Кстати, письмо прокуроров рассматривалось в отделах школ, науки и культуры ЦК КПСС, и к их письму пришпилена бумажка, подписанная замзавом и зав. сектором, что «приводимые в письме факты не могут рассматриваться как ненормальные <…> и <…> дети известных деятелей искусства, трудновоспитуемые (имеющие несколько приводов), находятся в этих домах с разрешения Минпроса РСФСР. <…> Возвращение их в семьи не будет способствовать трудовому воспитанию, которое они получают в детском доме».
Так что трудовое воспитание Анатолию не помогло. Он погиб в 40 лет от пьянства где-то в Тикси, работая там не то механиком, не то электриком.
Ну и напоследок еще одна история, напрямую с Толей не связанная, но дающая представление о том, кого и как воспитывали в таких детдомах.
В один прекрасный день в нашей с мамой квартире на Аэропорте раздался звонок в дверь. Дома я был один. Открыл. Передо мной стоял абсолютно незнакомый молодой человек. «Здорово! Ты не сильно изменился, — сказал он,— почти такой же, как был в Тагиле».
А надо сказать, что буквально за несколько дней до этого я испытал культурный шок и получил урок интеллигентности на всю оставшуюся жизнь. Моя двоюродная сестра попросила меня занести в дом напротив какую-то то ли бумагу, то ли письмо жившим к доме №3 на той же 2-й Аэропортовской своим знакомым, Валерию Фриду или Юлию Дунскому.
В чью квартиру я позвонил, до сих пор путаюсь, но все же, скорее, в квартиру Дунского. Мне открыл высокий худощавый, лысоватый человек в очках. Не успел я представиться, как меня раздели, усадили в кресло, принесли чаю и «Мишек косолапых», поинтересовались моими делами, здоровьем ближайших родственников, и все это без малейшего напряга, так, что у меня создалось ощущение, что это бывает здесь с первоприходящим всегда. Прием был настолько сердечным, что я и не заметил, как сбылось предсказание пославшей меня кузины: они тебе понравятся, и ты с ними подружишься. Так оно потом и было почти 40 лет.
И вот под свежим впечатлением столь ошеломительно свойского приема я дал себе зарок встречать неожиданных гостей не хуже, чем известные кинодраматурги. Первым оказался этот молодой человек. Я уже понял, что принимает он меня за Толю, то есть никогда ни Толи, ни меня в глаза не видел. У парня оказался хорошо подвешенный язык и не знающее сомнений нахальство. Когда я ему, уже накормленному, напоенному и всячески обласканному попытался объяснить, что произошла ошибка, он не смутился: «Ну, мне же сказали, что ты — сын Симонова, что-нибудь не так?»

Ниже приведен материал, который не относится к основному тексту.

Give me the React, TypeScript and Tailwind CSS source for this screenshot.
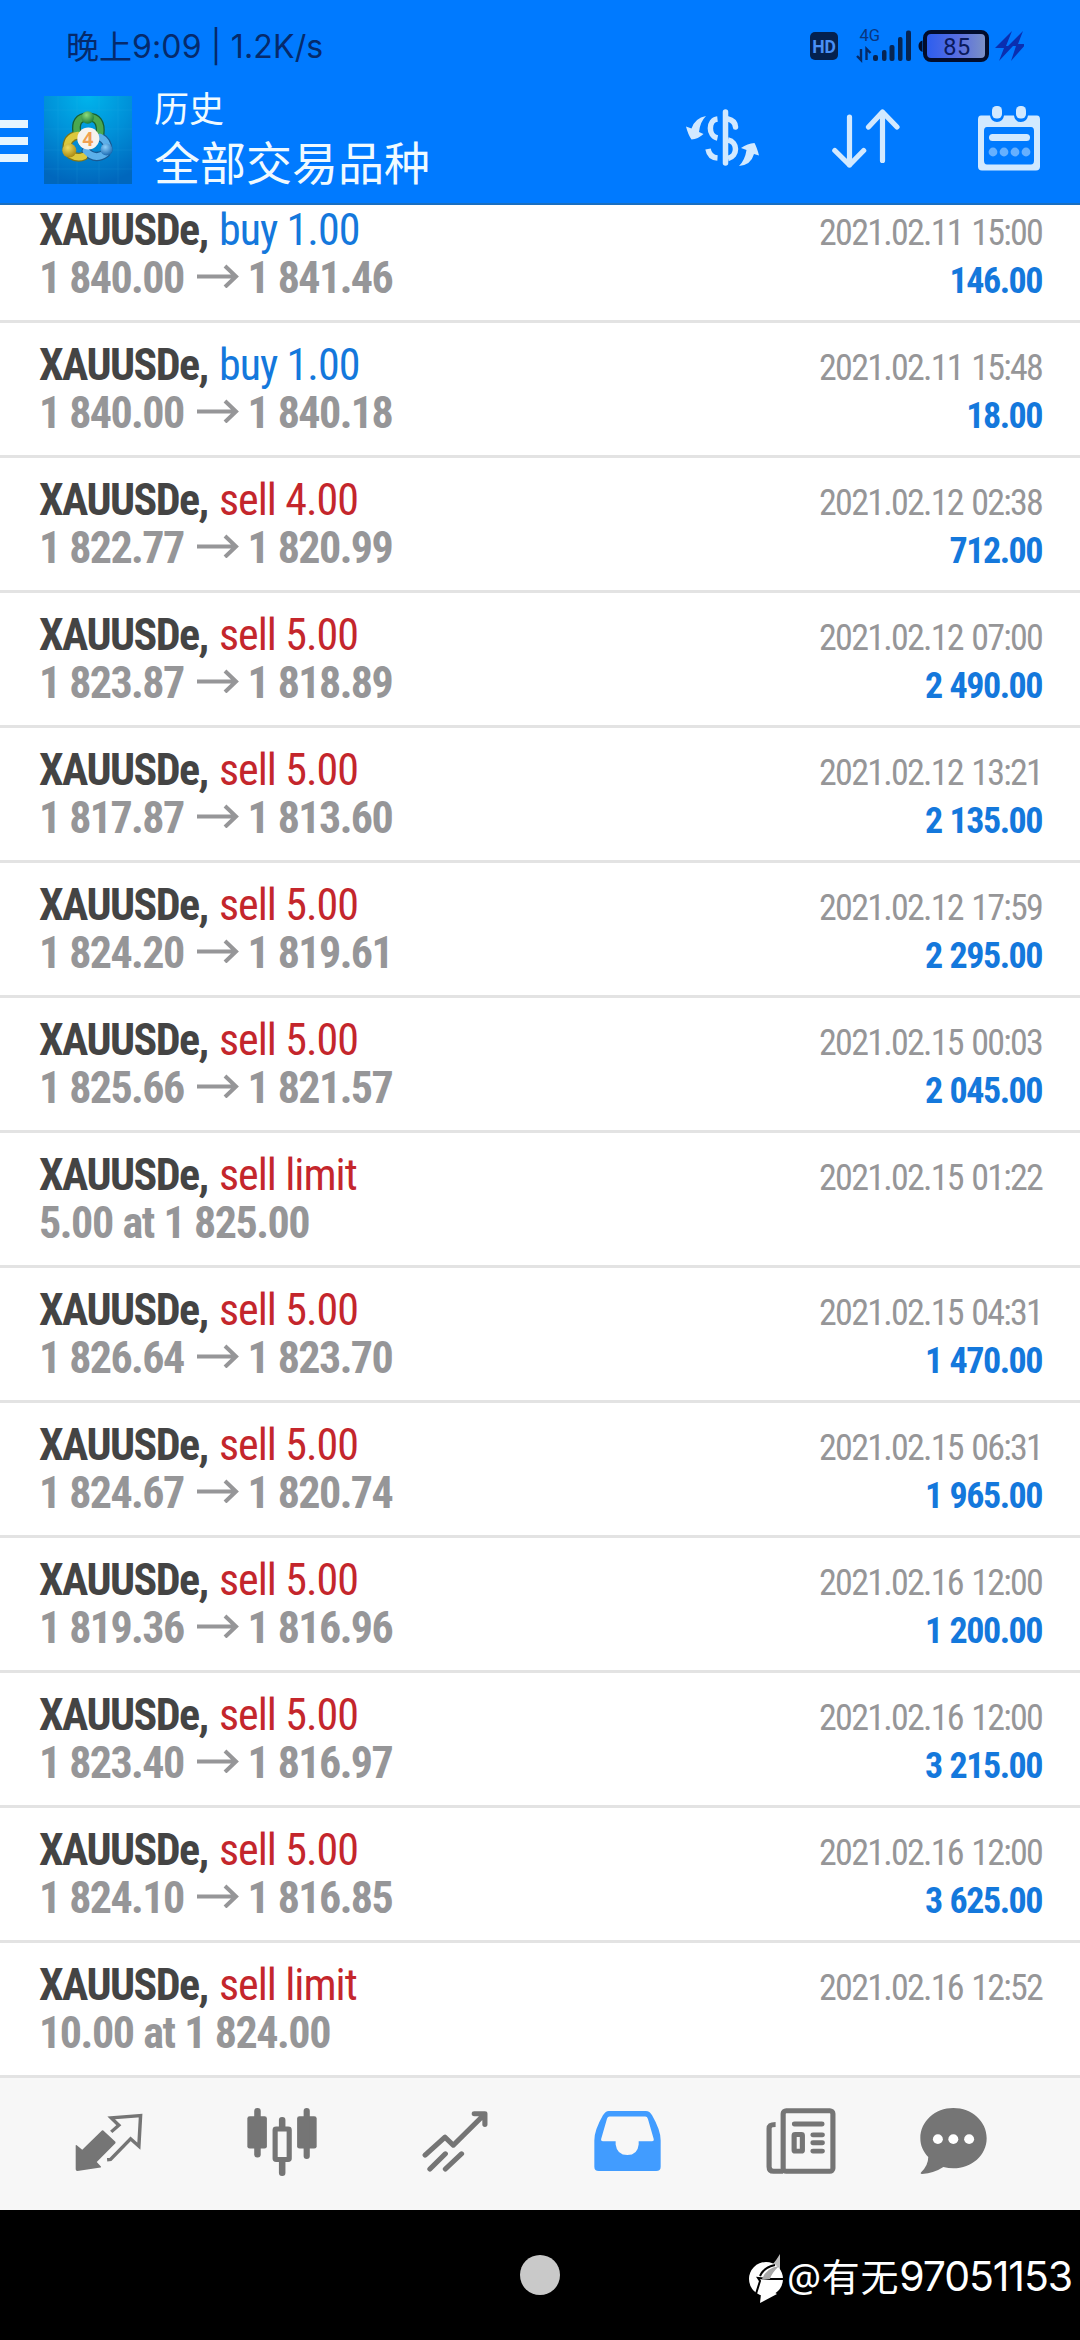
import React from 'react';

interface Deal {
  side: 'buy' | 'sell';
  label: string;
  from?: string;
  to?: string;
  note?: string;
  time: string;
  profit?: string;
}

const deals: Deal[] = [
  { side: 'buy', label: 'buy 1.00', from: '1 840.00', to: '1 841.46', time: '2021.02.11 15:00', profit: '146.00' },
  { side: 'buy', label: 'buy 1.00', from: '1 840.00', to: '1 840.18', time: '2021.02.11 15:48', profit: '18.00' },
  { side: 'sell', label: 'sell 4.00', from: '1 822.77', to: '1 820.99', time: '2021.02.12 02:38', profit: '712.00' },
  { side: 'sell', label: 'sell 5.00', from: '1 823.87', to: '1 818.89', time: '2021.02.12 07:00', profit: '2 490.00' },
  { side: 'sell', label: 'sell 5.00', from: '1 817.87', to: '1 813.60', time: '2021.02.12 13:21', profit: '2 135.00' },
  { side: 'sell', label: 'sell 5.00', from: '1 824.20', to: '1 819.61', time: '2021.02.12 17:59', profit: '2 295.00' },
  { side: 'sell', label: 'sell 5.00', from: '1 825.66', to: '1 821.57', time: '2021.02.15 00:03', profit: '2 045.00' },
  { side: 'sell', label: 'sell limit', note: '5.00 at 1 825.00', time: '2021.02.15 01:22' },
  { side: 'sell', label: 'sell 5.00', from: '1 826.64', to: '1 823.70', time: '2021.02.15 04:31', profit: '1 470.00' },
  { side: 'sell', label: 'sell 5.00', from: '1 824.67', to: '1 820.74', time: '2021.02.15 06:31', profit: '1 965.00' },
  { side: 'sell', label: 'sell 5.00', from: '1 819.36', to: '1 816.96', time: '2021.02.16 12:00', profit: '1 200.00' },
  { side: 'sell', label: 'sell 5.00', from: '1 823.40', to: '1 816.97', time: '2021.02.16 12:00', profit: '3 215.00' },
  { side: 'sell', label: 'sell 5.00', from: '1 824.10', to: '1 816.85', time: '2021.02.16 12:00', profit: '3 625.00' },
  { side: 'sell', label: 'sell limit', note: '10.00 at 1 824.00', time: '2021.02.16 12:52' },
];

function StatusIcons() {
  return (
    <svg width="216" height="40" viewBox="0 0 216 40" className="font-['Roboto','Noto_Sans_CJK_SC',sans-serif]">
      <defs>
        <linearGradient id="charge" x1="0" x2="1" y1="0" y2="0">
          <stop offset="0" stopColor="#2a5df0" />
          <stop offset="0.55" stopColor="#5a6fe0" />
          <stop offset="1" stopColor="#7d93c4" />
        </linearGradient>
      </defs>
      <rect x="2" y="5" width="28" height="28" rx="5" fill="#04214f" />
      <text x="16" y="25.500" fontSize="17.500" fontWeight="700" textAnchor="middle" fill="#4a90f5">HD</text>
      <text x="51.500" y="14" fontSize="16.500" fill="#0a3680">4G</text>
      <g stroke="#062a66" strokeWidth="2.400" fill="none">
        <path d="M53 22v11l-4-4M58.500 33v-11l4 4" />
      </g>
      <g fill="#062452">
        <rect x="65" y="28" width="5" height="6" rx="2" />
        <rect x="74" y="23" width="4.500" height="11" rx="2" />
        <rect x="81.500" y="18" width="5" height="16" rx="2" />
        <rect x="90" y="10" width="4.500" height="24" rx="2" />
        <rect x="98" y="3.500" width="5" height="30.500" rx="2" />
      </g>
      <path d="M114.500 13.500q-4 1-4 5.500t4 6z" fill="#020d2c" />
      <rect x="117" y="5" width="62" height="28" rx="6" fill="url(#charge)" stroke="#020d2c" strokeWidth="4" />
      <text x="149" y="27.500" fontSize="23.500" textAnchor="middle" fill="#0a1a5c" letterSpacing="0.500">85</text>
      <path d="M204 4l-17 17h9l-5 13 14-15h-7zM215 4l-15 15h8l-5 15 15-17h-8z" fill="#0a2fb0" />
    </svg>
  );
}

function AppLogo() {
  return (
    <svg width="88" height="88" viewBox="0 0 88 88">
      <defs>
        <radialGradient id="tile" cx="0.5" cy="0" r="1">
          <stop offset="0" stopColor="#00b4ec" />
          <stop offset="0.5" stopColor="#0090d8" />
          <stop offset="1" stopColor="#0067bd" />
        </radialGradient>
        <radialGradient id="greenBall" cx="0.4" cy="0.3" r="0.7">
          <stop offset="0" stopColor="#8fdc7c" />
          <stop offset="1" stopColor="#1c7d3c" />
        </radialGradient>
        <radialGradient id="goldBall" cx="0.4" cy="0.3" r="0.7">
          <stop offset="0" stopColor="#f0dc60" />
          <stop offset="1" stopColor="#a98a14" />
        </radialGradient>
        <radialGradient id="blueBall" cx="0.4" cy="0.3" r="0.7">
          <stop offset="0" stopColor="#8fd0fa" />
          <stop offset="1" stopColor="#1c6cb4" />
        </radialGradient>
      </defs>
      <rect width="88" height="88" fill="url(#tile)" />
      <path d="M14 0v88M33 0v88M55 0v88M74 0v88M0 14h88M0 33h88M0 54h88M0 73h88" stroke="#3cc0f0" strokeOpacity="0.12" />
      <g fill="none" strokeWidth="9" strokeLinecap="round">
        <path d="M33 37q-3-16 11-16t12 17" stroke="#175f34" />
        <path d="M34 39q-12 2-11 15M27 59q7 4 13 1" stroke="#7d7418" />
        <path d="M56 41q8 4 8 13M42 55q9 10 20 2" stroke="#185a94" />
      </g>
      <g fill="none" strokeWidth="6.500" strokeLinecap="round">
        <path d="M33 37q-3-16 11-16t12 17" stroke="#4aa850" />
        <path d="M34 39q-12 2-11 15M27 59q7 4 13 1" stroke="#dcc83c" />
        <path d="M56 41q8 4 8 13M42 55q9 10 20 2" stroke="#5cb0ea" />
      </g>
      <circle cx="43.700" cy="21.500" r="6.200" fill="url(#greenBall)" />
      <circle cx="25.300" cy="54.500" r="7" fill="url(#goldBall)" />
      <circle cx="62.500" cy="53.500" r="6" fill="url(#blueBall)" />
      <circle cx="44.300" cy="42.500" r="11" fill="#f6f2ee" />
      <text x="44" y="49.500" fontSize="19" fontWeight="700" textAnchor="middle" fill="#f0a050" className="font-['Open_Sans',sans-serif]">4</text>
    </svg>
  );
}

function CurrencyIcon() {
  return (
    <svg width="73" height="57" viewBox="0 0 73 57">
      <g fill="none" stroke="#d2e9ff" strokeWidth="5.500">
        <path d="M39.500 3v51" strokeLinecap="round" />
        <path d="M31.500 10c-9.500 1-9.500 17 0 19" />
        <path d="M42 10q7 1.500 7.500 8" strokeLinecap="round" />
        <path d="M22 40q1.500 8.500 9.500 9" />
        <path d="M42 31c10 2 10 16 0 18.500" />
      </g>
      <path d="M20 7Q9 9 5.500 19.500L0 17.500q2 8 5.500 13Q12 30 17.500 25l-4.500-2Q14 13 20 7zM53 57q12-1 15-12l5 1.500q-2-8-4.500-12.500-7 .5-13.500 5l5.500 2Q59 51 53 57z" fill="#d2e9ff" />
    </svg>
  );
}

function SortIcon() {
  return (
    <svg width="68" height="60" viewBox="0 0 68 60" fill="none" stroke="#d2e9ff" strokeWidth="5.200" strokeLinecap="round" strokeLinejoin="round">
      <path d="M17.500 8v48M2.800 41.500l14.700 14.500 14.200-14.500" />
      <path d="M50.500 51.500V3M36.500 18l14-15 14.500 15" />
    </svg>
  );
}

function CalendarIcon() {
  return (
    <svg width="64" height="65" viewBox="0 0 64 65">
      <path fillRule="evenodd" fill="#d2e9ff" d="M4 9.500h9q1 6.500 7 6.500t7-6.500h10q1 6.500 7 6.500t7-6.500h9q3 0 3 4v47q0 4-4 4H5q-4 0-4-4v-47q0-4 3-4zM10 21q-3 0-3 4v29.500q0 4 3 4h44q3 0 3-4V25q0-4-3-4z" />
      <rect x="15" y="0" width="10" height="12.500" rx="4.500" fill="#d2e9ff" />
      <rect x="39" y="0" width="10" height="12.500" rx="4.500" fill="#d2e9ff" />
      <rect x="12" y="28" width="41" height="7" rx="3.500" fill="#d2e9ff" />
      <g fill="#66b0ff">
        <circle cx="16" cy="46" r="4.400" />
        <circle cx="27" cy="46" r="4.400" />
        <circle cx="38" cy="46" r="4.400" />
        <circle cx="49" cy="46" r="4.400" />
      </g>
    </svg>
  );
}

function Header() {
  return (
    <header className="flex h-[205px] shrink-0 flex-col border-b-2 border-[#1a6fc0] bg-[#007aff]">
      <div className="flex h-[92px] shrink-0 items-start justify-between pl-[66px] pr-[56px] pt-[27px]">
        <div className="flex font-['Inter','Noto_Sans_CJK_SC',sans-serif] text-[32px] leading-[40px] text-[#052a6c] whitespace-pre">
          <span className="text-[33px]">晚上</span>
          <span className="tracking-[0.15px]">9:09 | 1.2K/s</span>
        </div>
        <StatusIcons />
      </div>
      <div className="flex h-[111px] items-start">
        <div className="mt-[28px] flex w-[28px] flex-col gap-[9px]">
          <div className="h-[8px] bg-[#e6f5ff]" />
          <div className="h-[8px] bg-[#e6f5ff]" />
          <div className="h-[8px] bg-[#e6f5ff]" />
        </div>
        <div className="ml-4 mt-[4px]">
          <AppLogo />
        </div>
        <div className="-mt-[4px] ml-[22px] font-['Noto_Sans_CJK_SC',sans-serif] text-[#f0faff]">
          <div className="text-[35px] leading-[38px]">历史</div>
          <div className="mt-[4px] text-[46px] leading-[60px]">全部交易品种</div>
        </div>
        <div className="ml-auto mr-[39px] mt-[14px] flex items-start">
          <div className="mr-[73px] mt-[3px]"><CurrencyIcon /></div>
          <div className="mr-[77px] mt-[3px]"><SortIcon /></div>
          <CalendarIcon />
        </div>
      </div>
    </header>
  );
}

function DealRow({ deal }: { deal: Deal }) {
  return (
    <div className="flex h-[135px] shrink-0 justify-between border-b-[3px] border-[#e3e3e3] pl-[39px] pr-[38px] whitespace-nowrap">
      <div className="pt-[18px] text-[44px] leading-[48px]">
        <div>
          <span className="mr-px font-bold tracking-[-1.55px] text-[#444444]">XAUUSDe,</span>{' '}
          <span className={`tracking-[-0.95px] ${deal.side === 'buy' ? 'text-[#1478dc]' : 'text-[#c4262c]'}`}>{deal.label}</span>
        </div>
        {deal.note ? (
          <div className="font-bold tracking-[-1.45px] [word-spacing:1px] text-[#969698]">{deal.note}</div>
        ) : (
          <div className="flex items-start font-bold text-[#969698]">
            <span className="tracking-[-1.6px] [word-spacing:1px]">{deal.from}</span>
            <svg width="42" height="24" viewBox="0 0 42 24" className="ml-[13px] mr-[9px] mt-[10px]" fill="none" stroke="#969698" strokeWidth="4">
              <path d="M0 12.500h39M28 2l11 10.500L28 23" />
            </svg>
            <span className="tracking-[-1.6px] [word-spacing:1px]">{deal.to}</span>
          </div>
        )}
      </div>
      <div className="pt-[21px] text-right text-[36px] leading-[48px]">
        <div className="tracking-[-1.75px] [word-spacing:2px] text-[#969698]">{deal.time}</div>
        {deal.profit && <div className="font-bold tracking-[-1.5px] [word-spacing:1px] text-[#1478dc]">{deal.profit}</div>}
      </div>
    </div>
  );
}

const navIcons = [
  // quotes
  <svg width="68" height="68" viewBox="217 143 197 205" preserveAspectRatio="none" fill="#757575">
    <path d="M219 256q0-3 3-1l16 14 57-58q2-2 4 0l35 34q1 2 0 4l-54 57 12 13q2 2-1 3l-67 11q-5 0-5-5z" />
    <path d="M310 299l10-1 58-62 24 22 5-92-85 7 22 22-22 20" fill="none" stroke="#757575" strokeWidth="10" strokeLinejoin="miter" />
  </svg>,
  // chart
  <svg width="70" height="68" viewBox="714 143 204 205" preserveAspectRatio="none" fill="#757575">
    <rect x="715" y="168" width="57" height="97" rx="7" />
    <rect x="735" y="143" width="19" height="149" rx="9" />
    <rect x="860" y="168" width="57" height="97" rx="7" />
    <rect x="879" y="143" width="18" height="154" rx="9" />
    <rect x="807" y="170" width="19" height="40" rx="9" />
    <rect x="807" y="295" width="19" height="53" rx="9" />
    <rect x="796" y="206" width="41" height="92" rx="3" fill="#f7f7f7" stroke="#757575" strokeWidth="15" />
  </svg>,
  // trade
  <svg width="66" height="68" viewBox="1222 143 192 205" preserveAspectRatio="none" fill="none" stroke="#757575" strokeWidth="15" strokeLinecap="round" strokeLinejoin="round">
    <path d="M1231 285l58-54 24 24 91-93M1374 160h31v33M1245 327l45-46M1290 327l47-46" />
  </svg>,
  // history
  <svg width="67" height="68" viewBox="157 143 195 205" preserveAspectRatio="none">
    <path fillRule="evenodd" fill="#419cff" d="M200 152h108q11 0 18 13 25 45 25 75v80q0 13-13 13H171q-13 0-13-13v-80q0-30 25-75 8-13 17-13zM202 169q-5 0-7 6l-17 61q-2 7 5 7h37v10q4 32 34 32t33-32v-10h39q6 0 5-6l-17-61q-2-7-8-7z" />
  </svg>,
  // news
  <svg width="70" height="68" viewBox="656 143 204 205" preserveAspectRatio="none" fill="none" stroke="#757575" strokeWidth="15" strokeLinecap="round" strokeLinejoin="round">
    <rect x="706" y="151" width="145" height="183" rx="9" />
    <path d="M706 334h-28q-13 0-13-14V205q0-12 19-12" strokeLinecap="butt" />
    <path d="M739 191h80M793 224h27M793 248h27M793 273h27" />
    <rect x="738" y="223" width="24" height="50" rx="3" />
  </svg>,
  // messages
  <svg width="67" height="68" viewBox="1102 143 195 205" preserveAspectRatio="none">
    <path d="M1199 143c54 0 97 40 97 91s-43 91-97 91q-14 0-29-4-26 18-62 21-7-1-2-6 20-20 20-45c-15-17-23-35-23-57 0-51 43-91 96-91z" fill="#757575" />
    <g fill="#fff">
      <circle cx="1154" cy="237" r="14.500" />
      <circle cx="1199" cy="237" r="14.500" />
      <circle cx="1245" cy="237" r="14.500" />
    </g>
  </svg>,
];

function TabBar() {
  return (
    <nav className="flex h-[132px] shrink-0 bg-[#f7f7f7] pl-[22px] pt-[30px]">
      {navIcons.map((icon, i) => (
        <div key={i} className="flex w-[173px] shrink-0 justify-center last:w-[132px]">
          {icon}
        </div>
      ))}
    </nav>
  );
}

function SystemBar() {
  return (
    <div className="grid h-[130px] shrink-0 grid-cols-[1fr_40px_1fr] bg-black">
      <div />
      <div className="mt-[45px] size-10 rounded-full bg-[#c9c9c9]" />
      <div className="mt-[38px] flex items-start justify-end pr-[8px]">
        <svg width="37" height="50" viewBox="0 0 37 50" className="mr-[2px] mt-[6px]">
          <path d="M32 0v22H13Q25 12 32 0z" fill="#bdbdbd" />
          <circle cx="18" cy="25" r="17" fill="#fff" />
          <path d="M12 49l2-18 15 9z" fill="#fff" />
          <path d="M7 43l5-16-2-3 12 1h15" fill="none" stroke="#000" strokeWidth="2" />
          <path d="M14 25q4-11 17-13-8 8-9 13z" fill="#a8a8a8" />
          <path d="M12 22q4-9 15-11" fill="none" stroke="#000" strokeWidth="2" />
        </svg>
        <div className="flex font-['Noto_Sans','Noto_Sans_CJK_SC',sans-serif] text-[38px] leading-[56px] text-white whitespace-nowrap">
          <span className="tracking-[0.7px]">@有无</span>
          <span className="font-['Inter',sans-serif] text-[41px] tracking-[-1.1px]">97051153</span>
        </div>
      </div>
    </div>
  );
}

export default function App() {
  return (
    <div className="flex h-[2340px] w-[1080px] flex-col overflow-hidden bg-white font-['Roboto_Condensed','Roboto',sans-serif]">
      <Header />
      <main className="flex h-[1873px] shrink-0 flex-col justify-end overflow-hidden bg-white">
        {deals.map((deal, i) => (
          <DealRow key={i} deal={deal} />
        ))}
      </main>
      <TabBar />
      <SystemBar />
    </div>
  );
}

Мою попытку объяснить, что я не только не похож на Толю, но и ни разу не переступал порога Нижнетагильского детского дома, он благожелательно пропустил мимо ушей и, сытый и довольный, потребовал еще помочь ему деньгами, обещав сообщить о своей дальнейшей судьбе. Больше я его не видел и метод Фрида — Дунского в дальнейшем применял более избирательно. Как-то жалко было студенческую стипендию, которую я как раз накануне получил.
В парне была нахрапистость профессионального сироты, описанная незадолго до этого в повести Александра Яшина «Сирота»; ныне, к сожалению, почти забытого, а тогда — знаменитого автора «Рычагов» и «Угощаю рябиной». И я подумал о судьбе Толи, который с этой публикой общался когда-то каждый день.
Последняя встреча с Серовым произошла в начале 60-х, когда мне как одному из комсомольских секретарей Института восточных языков при МГУ пришлось разбирать персональное дело Славки Анурова, как выяснилось при разборе — соседа и приятеля Толи по дому на Пушкинской. На Славу пришла бумага из Министерства обороны, что он каким-то образом способствовал побегу А. А. Серова из армии. Всю историю удалось без последствий спустить на тормозах, хотя такого рода бумаги могли потом сказаться на выездной характеристике, так что, при всем идиотизме, ситуация для Анурова была неприятная. Решающим для меня была непоколебимая уверенность Славы в своей правоте, в том, что Тольке с его скверным зрением в армии делать нечего, и то, что он ни о какой части своего поступка не жалеет. Вот в эти дни где-то меня подкараулил Серов и, стараясь выглядеть грозным, потребовал, чтобы я от Анурова отстал. Что уж он там нафантазировал-накрутил, как осуществлялся этот побег, теперь не помню, то, что Славку он подставил по его, Славкиной, доброте душевной и по своему вечному разгильдяйству, — это факт. Анатолия я, кажется, больше не видел. Так что в главном слове его судьбы, слове «ненужный», есть и моя виноватая буква.